Even in disappointment, Mourinho’s ability to learn important lessons was used to his advantage. One of the defining traits of the Portuguese coach is his ability to forge strong bonds with his players, eliciting absolute commitment towards the common cause. Until his time at Real Madrid, it was difficult to find a footballer who had played under Mourinho with a bad word to say about him.
It is reasonable to surmise that Mourinho identified Van Gaal’s failure to get all his players onside as a major pitfall to be averted at all costs. Vítor Baía at Porto and Ricardo Carvalho at Chelsea both incurred Mourinho’s wrath after stepping out of line. In both cases, a short sharp castigation was duly administered and the incidents quickly forgotten. Both players subsequently gave magnificent service to Mourinho.
But it was Van Gaal’s meticulous organisation and single-minded focus on the job at hand that left the biggest impression on the Portuguese. Speaking to Portugal’s Record in 1999, Mourinho said: “Van Gaal is a workaholic. He spends eight to 10 hours a day in the club and skilfully manages the competencies of his staff.
"He is perfectly aware that the club has certain people who do certain things better than he does and he delegates the right person to the right job. In training he often just does the planning and observing, leaving his assistants to do the fieldwork.”
Van Gaal’s willingness to delegate accelerated Mourinho’s progress towards becoming a fully fledged manager in his own right, as the Dutchman handed his trusted assistant responsibility for coaching Barcelona’s B team and even the first team for some pre-season cup competitions.

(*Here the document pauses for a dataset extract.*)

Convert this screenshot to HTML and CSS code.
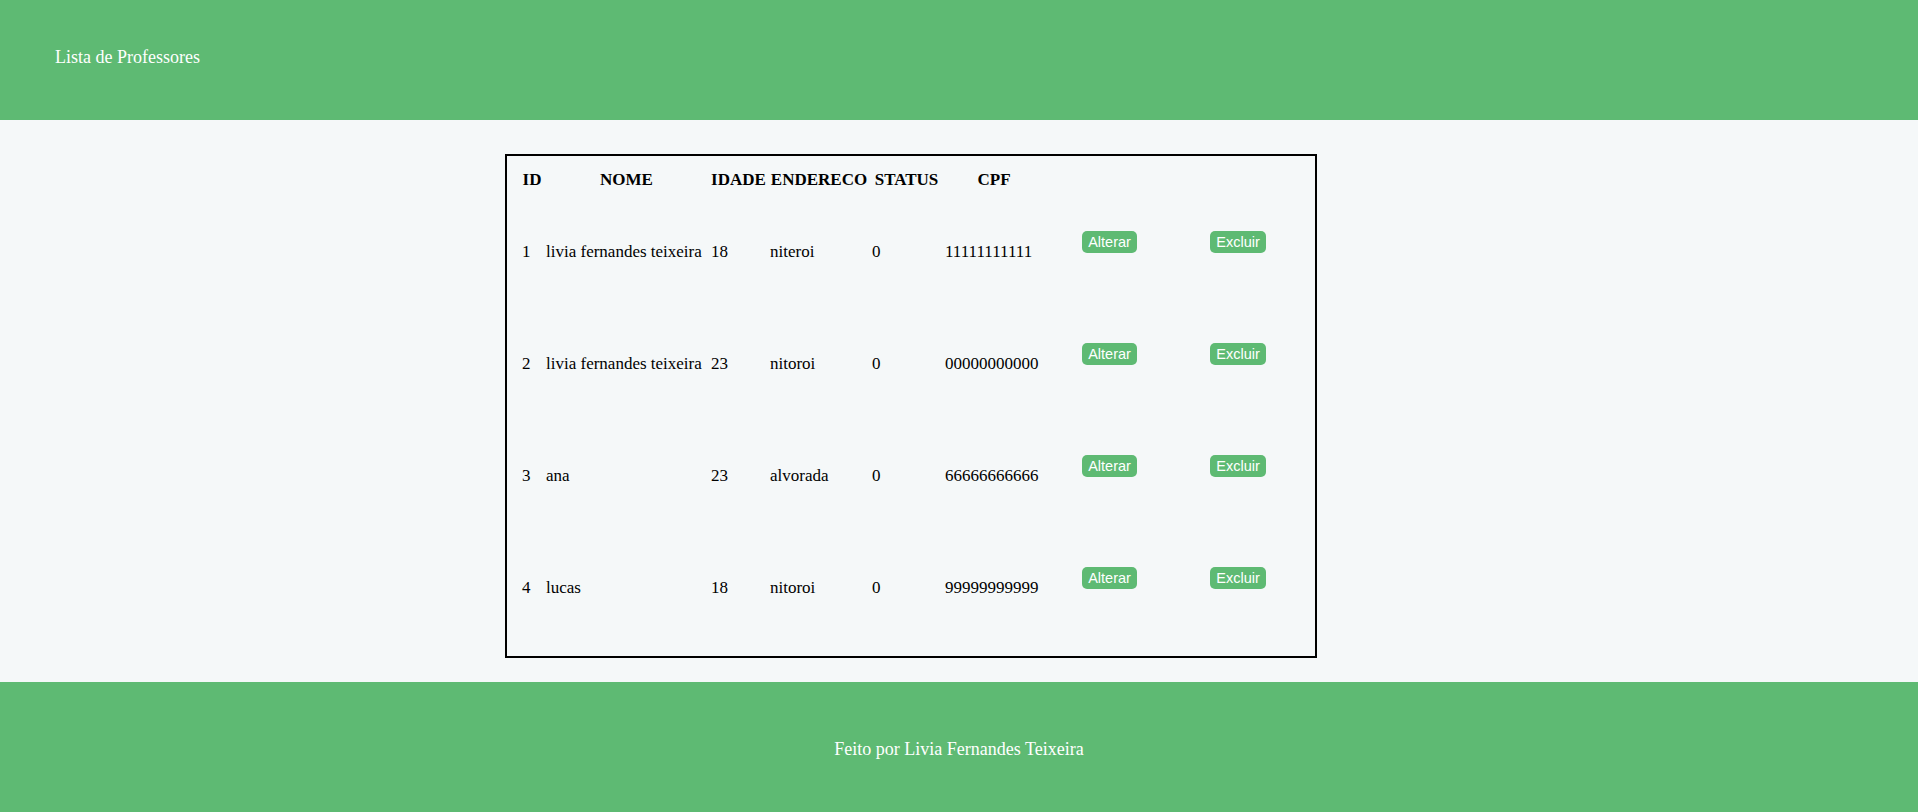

In the same Record interview, before Mourinho had any experience as a first-team coach, he was asked whether Van Gaal had talked to him about his future in the game. “Yes,” came the definitive reply. “Every time a Spanish paper reports a coach has been sacked in Portugal he asks me: ‘Have they phoned you yet?’ He’s told me plenty of times that I can be a star in Portuguese football.”
Four years later Mourinho was lifting the Champions League trophy with Porto. His old boss was right.